Question

4. A boy walks a distance of 30 m in 1 minute and
another 30 m in 1.5 minute. Describe the type of
motion of the boy and find his average speed
in ms-1​

Answer 1

Explanation:

As per the provided information in the given question, we have :

• A boy walks a distance of 30 m in 1 minute.
• And, another 30 m in 1.5 minutes.

We are asked to find what type of motion the body has and his average speed in m/s.

→ The motion of the boy is non-uniform motion. It is because the boy is covering equal distances in unequal intervals of time.
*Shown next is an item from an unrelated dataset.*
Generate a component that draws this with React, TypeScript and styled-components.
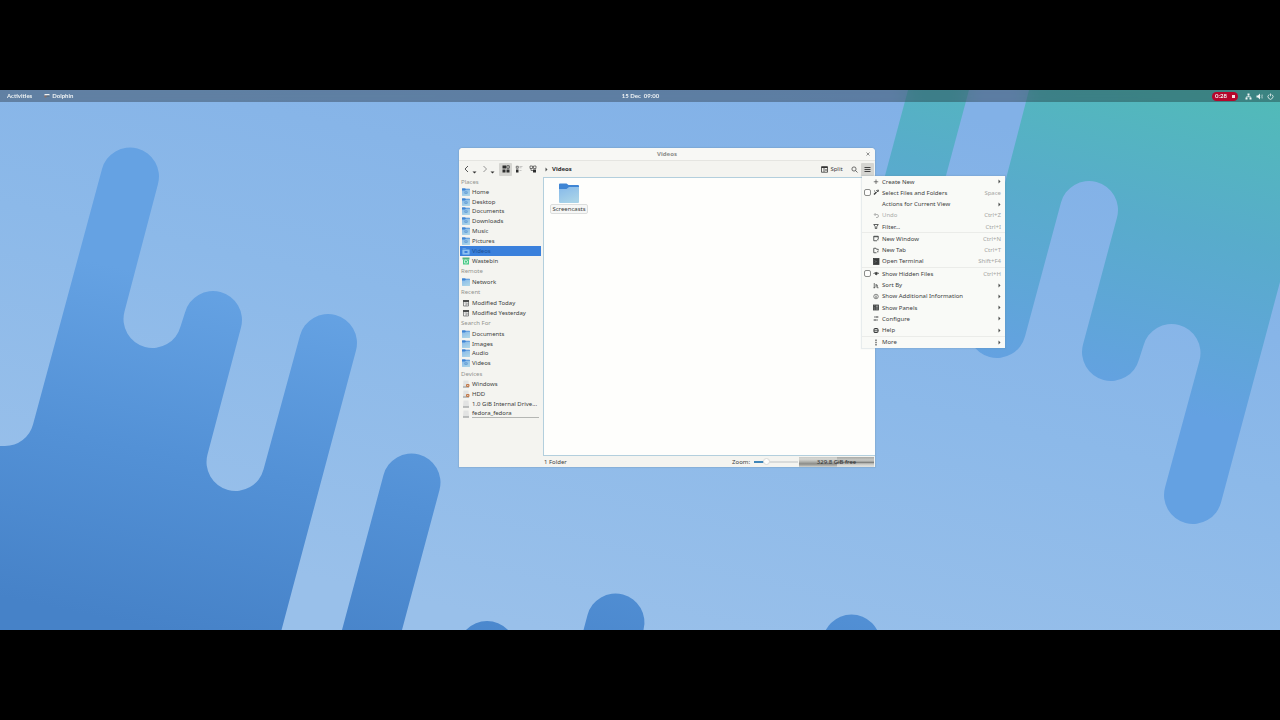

Whenever the body covers equal distances in unequal intervals of time and vice-versa. Then its motion is non-uniform.

$\rule{200}2$

Now, we have to find his average speed(in m/s). Average speed refers to the total distance divided by total time.

$\longmapsto \bf { Speed_{(avg)} = \dfrac{Total \; distance}{Total \; time} }$

Since, we have to find average speed in m/s. So, it must be sure that the total distance should be in metre and total time should be in seconds.

Finding total distance :

⇒ Total distance = (30 + 30) m

⇒ Total distance = 60 m

Finding total time :

⇒ Total time = (1 + 1.5) minutes

⇒ Total time = 2.5 minutes

Converting minutes into seconds :-

• 1 minute = 60 seconds

⇒ Total time = (2.5 × 60) seconds

⇒ Total time = 150 seconds

Now, substitute the value of total distance and total time in the formula of average speed.

$\longmapsto \bf { Speed_{(avg)} = \dfrac{Total \; distance}{Total \; time} }$

$\longmapsto \rm { Speed_{(avg)} =\Bigg ( \dfrac{60}{150}\Bigg ) \; ms^{-1} }$

$\longmapsto \rm { Speed_{(avg)} =\Bigg ( \dfrac{6}{15}\Bigg ) \; ms^{-1} }$

$\longmapsto \rm { Speed_{(avg)} =\Bigg ( \dfrac{2}{5}\Bigg ) \; ms^{-1} }$

$\longmapsto \bf { Speed_{(avg)} = 0.4 \; ms^{-1} }$

∴ Average speed is 0.4 m/s.